The much better-than-expected November jobs report signals an economy that's really starting to accelerate, analysts told CNBC on Friday, just after the numbers were released.
They also said the strong government labor numbers might give the Federal Reserve ammunition to start raising interest rates in the middle of next year after all.
Former Minneapolis Fed President Gary Stern said he sees mid-2015 for the first rate hike, but he thinks the central bank does have flexibility because inflation is so low.
Kevin Hassett, Mitt Romney's former economic adviser, said the Fed could tighten even sooner than summer.
Austan Goolsbee, former chairman of President Barack Obama's Council of Economic Advisers, told "Squawk Box" that three months more of job growth like November and economists will really start to change their tune.

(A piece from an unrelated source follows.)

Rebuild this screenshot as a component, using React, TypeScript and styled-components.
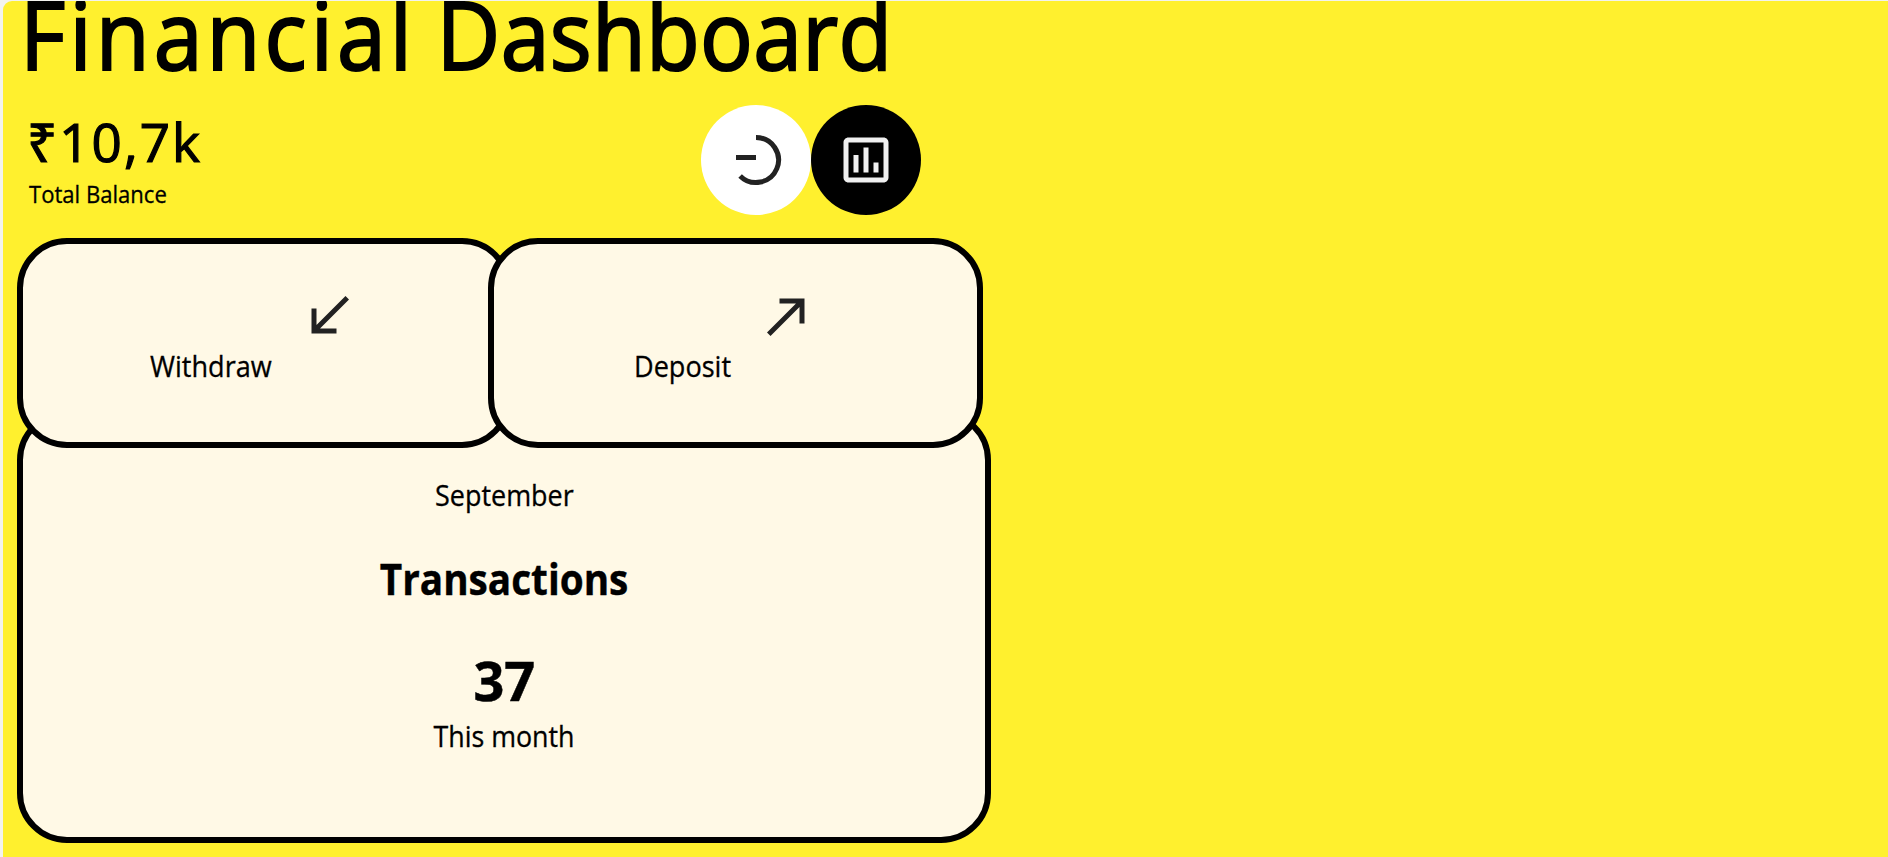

Moody's Analytics Chief Economist Mark Zandi, who compiles the month ADP private-sector jobs report, said the government's employment report was a boom number. He pointed out that wage growth is also accelerating.
The initial drop in U.S. stock futures after the report didn't surprise Brian Belski, chief investment strategist with BMO Capital Markets.
He said investors remain "very reactive" and short-term focused, especially since many portfolio managers have been underperforming this year.
Belski reiterated his call on "Squawk Box" last month that the stock market is 5½ years into a 20 year bull market.
Before the release of the jobs number, James Paulsen, chief investment strategist at Wells Capital Management, told CNBC he's a little concerned about what may happen next year.
Paulsen has been riding the bullish wave that's taken stocks to new highs this week. But he's looking for a flat 2015 because of how far stocks have come and the widespread optimism.